Pruritus
von lateinisch: prurire - jucken
Synonym: Juckreiz, Hautjucken, Jucken
Englisch: pruritus, itching
Definition
Pruritus oder Juckreiz ist eine Missempfindung im Bereich der Haut oder Schleimhaut. Sie löst bei den Betroffenen das intensive Bedürfnis aus, die betroffene Stelle zu reiben oder zu kratzen.
ICD10-Codes
- L29.-: Pruritus
- F45.8: Sonstige somatoforme Störungen
Einteilung
Juckreiz lässt sich nach verschiedenen Aspekten einteilen, zum Beispiel:
...nach Dauer
- akuter Puritus
- chronischer Pruritus (CP)
...nach Hautbefund
- IFSI I: Chronischer Pruritus auf primär läsionaler Haut (CPL) – bei Vorliegen einer Hauterkrankung
- IFSI II: Chronischer Pruritus auf primär nicht-läsionaler Haut (CPNL) – ohne initiales Vorliegen von Hautveränderungen bzw. auf unveränderter Haut
- IFSI III: Chronischer Pruritus mit schweren Kratzläsionen - bei Vorliegen von sekundären Exkoriationen (z.B. Lichen simplex), Einteilung in die beiden oberen Gruppen nicht möglich
Diese Einteilung geht auf das International Forum for the Study of Itch (IFSI) zurück.

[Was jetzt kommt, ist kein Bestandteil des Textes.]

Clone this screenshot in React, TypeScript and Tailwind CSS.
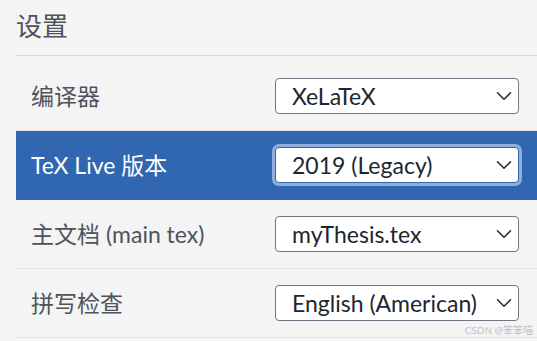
import { ChevronDown } from 'lucide-react';

const rows = [
  { label: '编译器', value: 'XeLaTeX', active: false },
  { label: 'TeX Live 版本', value: '2019 (Legacy)', active: true },
  { label: '主文档 (main tex)', value: 'myThesis.tex', active: false },
  { label: '拼写检查', value: 'English (American)', active: false },
];

export default function App() {
  return (
    <div
      className="relative w-[537px] h-[341px] overflow-hidden bg-[#f4f4f4]"
      style={{ fontFamily: 'Lato, "Noto Sans CJK SC", sans-serif' }}
    >
      <div className="ml-4">
        <h1 className="h-[56px] pt-[10px] text-[26px] leading-[32px] text-[#4d535b] border-b border-[#d6dae0]">
          设置
        </h1>
        <div className="mt-[6px]">
          {rows.map(row => (
            <div
              key={row.label}
              className={`flex items-center justify-between h-[69px] pl-[15px] pr-[18px] border-b ${
                row.active ? 'bg-[#3166b1] border-[#3166b1]' : 'border-[#e3e3e3]'
              }`}
            >
              <span className={`text-[23px] ${row.active ? 'text-white' : 'text-[#4d535b]'}`}>
                {row.label}
              </span>
              <div
                className={`flex items-center justify-between w-[244px] h-[36px] pl-4 pr-[1px] bg-white rounded-[4px] border ${
                  row.active
                    ? 'border-[#3166b1] ring-[3px] ring-[#8eaee0]'
                    : 'border-[#6f7784]'
                }`}
              >
                <span className="text-[23px] text-[#202530]">{row.value}</span>
                <ChevronDown className="w-[26px] h-[26px] text-[#2a2f38]" strokeWidth={1.5} />
              </div>
            </div>
          ))}
        </div>
      </div>
      <span className="absolute right-[4px] bottom-[6px] text-[10px] leading-none text-[#c2c2c2]">
        CSDN @笨笨喵
      </span>
    </div>
  );
}
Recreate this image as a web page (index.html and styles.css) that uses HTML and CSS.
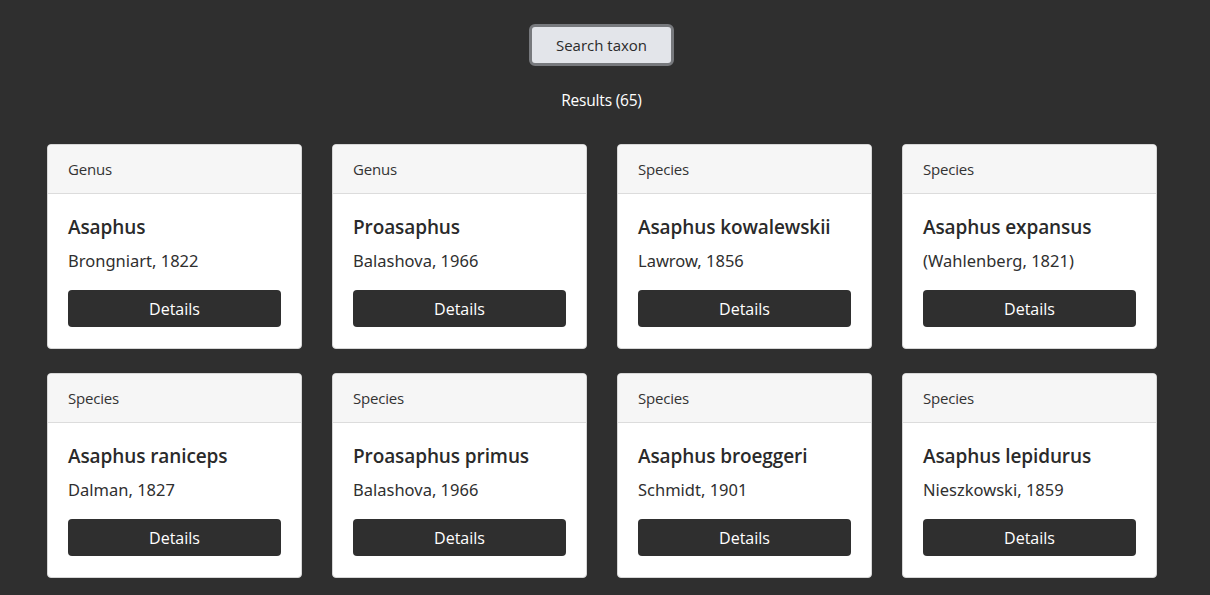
FILE: index.html
```html
<!DOCTYPE html>
<html lang="en">
<head>
<meta charset="utf-8">
<title>Search taxon</title>
<link rel="stylesheet" href="styles.css">
</head>
<body>
<main class="page">
  <div class="search-row">
    <button class="search-btn" type="button">Search taxon</button>
  </div>
  <p class="results">Results (65)</p>
  <div class="grid">
    <div class="card"><div class="card-header">Genus</div><div class="card-body"><h5 class="title">Asaphus</h5><p class="author">Brongniart, 1822</p><button class="details" type="button">Details</button></div></div>
    <div class="card"><div class="card-header">Genus</div><div class="card-body"><h5 class="title">Proasaphus</h5><p class="author">Balashova, 1966</p><button class="details" type="button">Details</button></div></div>
    <div class="card"><div class="card-header">Species</div><div class="card-body"><h5 class="title">Asaphus kowalewskii</h5><p class="author">Lawrow, 1856</p><button class="details" type="button">Details</button></div></div>
    <div class="card"><div class="card-header">Species</div><div class="card-body"><h5 class="title">Asaphus expansus</h5><p class="author">(Wahlenberg, 1821)</p><button class="details" type="button">Details</button></div></div>
    <div class="card"><div class="card-header">Species</div><div class="card-body"><h5 class="title">Asaphus raniceps</h5><p class="author">Dalman, 1827</p><button class="details" type="button">Details</button></div></div>
    <div class="card"><div class="card-header">Species</div><div class="card-body"><h5 class="title">Proasaphus primus</h5><p class="author">Balashova, 1966</p><button class="details" type="button">Details</button></div></div>
    <div class="card"><div class="card-header">Species</div><div class="card-body"><h5 class="title">Asaphus broeggeri</h5><p class="author">Schmidt, 1901</p><button class="details" type="button">Details</button></div></div>
    <div class="card"><div class="card-header">Species</div><div class="card-body"><h5 class="title">Asaphus lepidurus</h5><p class="author">Nieszkowski, 1859</p><button class="details" type="button">Details</button></div></div>
  </div>
</main>
</body>
</html>
```

FILE: styles.css
```css
* { box-sizing: border-box; }
html, body {
  margin: 0;
  background: #2f2f2f;
}
body {
  font-family: "Open Sans", "Noto Sans", sans-serif;
  color: #212529;
  overflow: hidden;
}
.page {
  width: 1203px;
  padding: 24px 47px 0 47px;
}
.search-row {
  display: flex;
  justify-content: center;
}
.search-btn {
  width: 145px;
  height: 42px;
  background: #e3e5ea;
  border: 3px solid #77797d;
  border-radius: 6px;
  font-family: "Open Sans", "Noto Sans", sans-serif;
  font-size: 15px;
  color: #2b2b2b;
  padding: 0;
}
.results {
  margin: 24px 0 0 0;
  text-align: center;
  color: #ffffff;
  font-size: 15.5px;
  line-height: 20px;
  letter-spacing: -0.2px;
}
.grid {
  margin-top: 34px;
  display: grid;
  grid-template-columns: repeat(4, 255px);
  column-gap: 30px;
  row-gap: 24px;
}
.card {
  background: #ffffff;
  border: 1px solid #d6d6d6;
  border-radius: 4px;
  height: 205px;
  overflow: hidden;
}
.card-header {
  height: 49px;
  background: #f6f6f6;
  border-bottom: 1px solid #dcdcdc;
  padding: 0 20px;
  display: flex;
  align-items: center;
  font-size: 15px;
  color: #333;
  letter-spacing: -0.2px;
}
.card-body {
  padding: 20px 20px 0 20px;
}
.title {
  margin: 0;
  font-size: 19px;
  font-weight: 600;
  line-height: 26px;
  color: #2a2a2a;
  letter-spacing: -0.1px;
}
.author {
  margin: 10px 0 0 0;
  font-family: "Noto Sans", "Open Sans", sans-serif;
  font-size: 16.5px;
  line-height: 22px;
  color: #2f2f2f;
}
.details {
  margin-top: 18px;
  width: 213px;
  height: 37px;
  background: #2f2f2f;
  color: #ffffff;
  border: 0;
  border-radius: 4px;
  font-family: "Open Sans", "Noto Sans", sans-serif;
  font-size: 16px;
  padding: 0;
  display: block;
}
```
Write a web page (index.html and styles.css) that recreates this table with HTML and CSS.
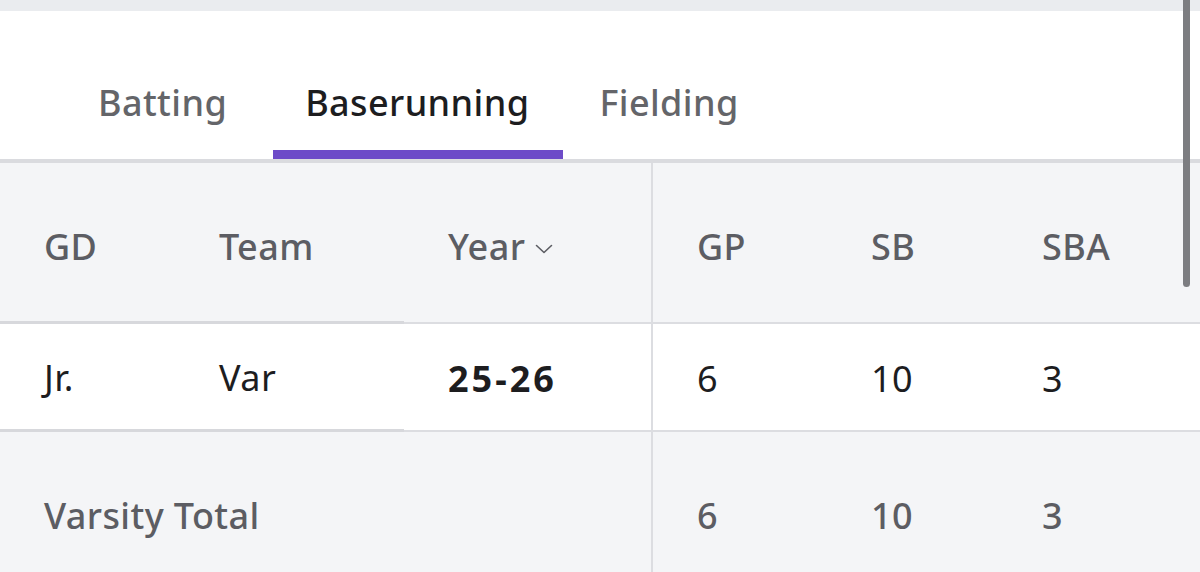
FILE: index.html
```html
<!DOCTYPE html>
<html lang="en">
<head>
<meta charset="utf-8">
<title>Baserunning stats</title>
<link rel="stylesheet" href="styles.css">
</head>
<body>
<div class="page">
  <div class="topbar"></div>
  <nav class="tabs">
    <a class="tab">Batting</a>
    <a class="tab active">Baserunning</a>
    <a class="tab">Fielding</a>
  </nav>
  <div class="stats">
    <div class="cell head c-gd">GD</div>
    <div class="cell head c-team">Team</div>
    <div class="cell head c-year">Year
      <svg class="chev" width="18" height="10" viewBox="0 0 18 10"><path d="M1.5 1.5l7.5 7 7.5-7" fill="none" stroke="#5c5d63" stroke-width="1.6" stroke-linecap="round" stroke-linejoin="round"/></svg>
    </div>
    <div class="cell head c-num">GP</div>
    <div class="cell head c-num">SB</div>
    <div class="cell head c-num c-last">SBA</div>

    <div class="cell row c-gd">Jr.</div>
    <div class="cell row c-team">Var</div>
    <div class="cell row c-year bold">25-26</div>
    <div class="cell row c-num">6</div>
    <div class="cell row c-num">10</div>
    <div class="cell row c-num c-last">3</div>

    <div class="cell total c-label">Varsity Total</div>
    <div class="cell total c-year"></div>
    <div class="cell total c-num">6</div>
    <div class="cell total c-num">10</div>
    <div class="cell total c-num c-last">3</div>
  </div>
  <div class="scrollbar"></div>
</div>
</body>
</html>
```

FILE: styles.css
```css
* { box-sizing: border-box; }
html, body { margin: 0; padding: 0; }
body {
  width: 1200px;
  height: 572px;
  overflow: hidden;
  background: #ffffff;
  font-family: "Noto Sans", "Open Sans", sans-serif;
}
.page { position: relative; width: 1200px; height: 572px; overflow: hidden; }
.topbar { height: 11px; background: #eaecef; }
.tabs {
  display: flex;
  padding-left: 64px;
  border-bottom: 4px solid #dadbdf;
}
.tab {
  padding: 68px 34px 23px;
  line-height: 48px;
  font-size: 36px;
  font-weight: 500;
  letter-spacing: 0.4px;
  color: #646569;
  border-bottom: 9px solid transparent;
}
.tab.active {
  margin: 0 2px 0 12px;
  padding-left: 32px;
  color: #1d1d1f;
  border-bottom-color: #6d4bc8;
}
.stats {
  display: grid;
  grid-template-columns: 175px 229px 249px 174px 171px 1fr;
  grid-template-rows: 161px 108px 166px;
  font-size: 36px;
}
.cell {
  display: flex;
  align-items: center;
  padding-left: 44px;
  border-bottom: 2px solid #dcdde1;
  white-space: nowrap;
}
.head { background: #f4f5f7; color: #5c5d63; padding-top: 8px; font-weight: 500; letter-spacing: 0.4px; }
.row { background: #ffffff; color: #1d1d1f; padding-top: 2px; letter-spacing: 0.4px; }
.total { background: #f4f5f7; color: #5c5d63; border-bottom: none; font-weight: 500; letter-spacing: 0.4px; }
.c-gd, .c-team { border-bottom-width: 3px; border-bottom-color: #d7d8dc; }
.c-year { border-right: 2px solid #dcdde1; }
.c-label { grid-column: 1 / span 2; }
.bold { font-weight: 700; letter-spacing: 3px; }
.chev { margin-left: 10px; margin-top: 4px; }
.scrollbar {
  position: absolute;
  top: 0;
  left: 1183px;
  width: 7px;
  height: 287px;
  border-radius: 0 0 4px 4px;
  background: #7c7d81;
}
```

Ältere Bezeichnungen sind Pruritus cum materia (Juckreiz mit sichtbaren Hautveränderungen) und Pruritus sine materia (Juckreiz ohne Hautveränderungen).
...nach Lokalisation
- lokalisierter Pruritus: Juckreiz an einer Körperstelle
- generalisierter Pruritus: Juckreiz am ganzen Körper
...nach Organsystem
- dermatologischer Pruritus
- systemischer Pruritus
- neuropathischer Pruritus
- psychosomatischer bzw. psychiatrischer Pruritus
Pathophysiologie
Die genauen Mechanismen, die zur Entstehung von Juckreiz führen, sind noch nicht vollständig geklärt. Die heutige (2023) Modellvorstellung ist, dass Juckreiz nicht über die Schmerzrezeptoren vermittelt wird, sondern durch die freien Nervenendigungen spezialisierter C-Fasern. Die Aktivierung dieser Fasern erfolgt wahrscheinlich durch Gewebshormone (z.B. Histamin, Serotonin, Substanz P) oder aktivierte Mastzellen in der Nähe der Nervenenden, die den Mediator Tryptase ausschütten.
Die Empfindung des Juckreizes wird durch andere Hautempfindungen offensichtlich moduliert bzw. überlagert. So kann Kälte oder Hitze den Juckreiz abschwächen oder in eine besser erträgliche Schmerzempfindung überführen.
Ursachen
Die Ursachen von Juckreiz können sehr vielseitig sein und umfassen ein breites Spektrum dermatologischer, internistischer und neurologischer Erkrankungen.
- Hauterkrankungen
- Allergien
- Ekzeme
- Neurodermitis
- Urtikaria
- Psoriasis
- Hautinfektionen (z.B. Candidose)
- Xerodermie
- Parasiten (z.B. Skabies)
- Insektenstiche
- Stoffwechselerkrankungen
- Infektionskrankheiten
- AIDS
- Varizellen
- Masern (inkonstant)
- Herpes zoster
- Proktologische Erkrankungen
- Nierenerkrankungen
- Lebererkrankungen
- Neoplasien
- Mycosis fungoides
- Lymphome (z.B. Morbus Hodgkin)
- Leukämien (v.a. CLL)
- Neurologische Ursachen
- Hormonelle Ursachen
- Alter
- Medikamente
- Schwangerschaft
Komplikationen
Tiefe Kratzwunden, die durch einen Pruritus entstehen, können sich sekundär infizieren, und zum Ausgangspunkt ausgedehnter Haut- und Weichteilinfektionen (SSTI) werden. Weitere Komplikationen sind:
Krankheitswert
Der Leidensdruck, der bei Patienten mit chronischem Pruritus besteht, wird von Ärzten oft unterschätzt. Obwohl es sich "nur" um ein Symptom handelt, kann ein chronischer Pruritus bei schwerer Ausprägung eigenständigen Krankheitswert haben. Typische Sekundärfolgen sind Schlafstörungen, Leistungsabfall und Depressionen, die bis hin zu Suizidgedanken reichen können.
Therapie
Die Therapie des Pruritus richtet sich nach der auslösenden Ursache. Im Gegensatz zu akutem Pruritus ist chronischer Pruritus meist nur schwer zu behandeln, sodass die Therapie aufwändig und unbefriedigend sein. Sie erfordert häufig ein interdisziplinäres Vorgehen.
Im Vordergrund steht die Behandlung der Grunderkrankung. Formen, bei denen die Austrocknung der Haut ein maßgeblicher Faktor ist, können mit rückfettenden Cremes gebessert werden. Symptomatisch kommt weiterhin der Einsatz juckreizstillender Medikamente (Antipruriginosa) in Frage.
Abgesehen von Medikamenten oder Hautpflegeprodukten spielt die Aufklärung der Patienten eine entscheidende Rolle für den Erfolg der Therapie.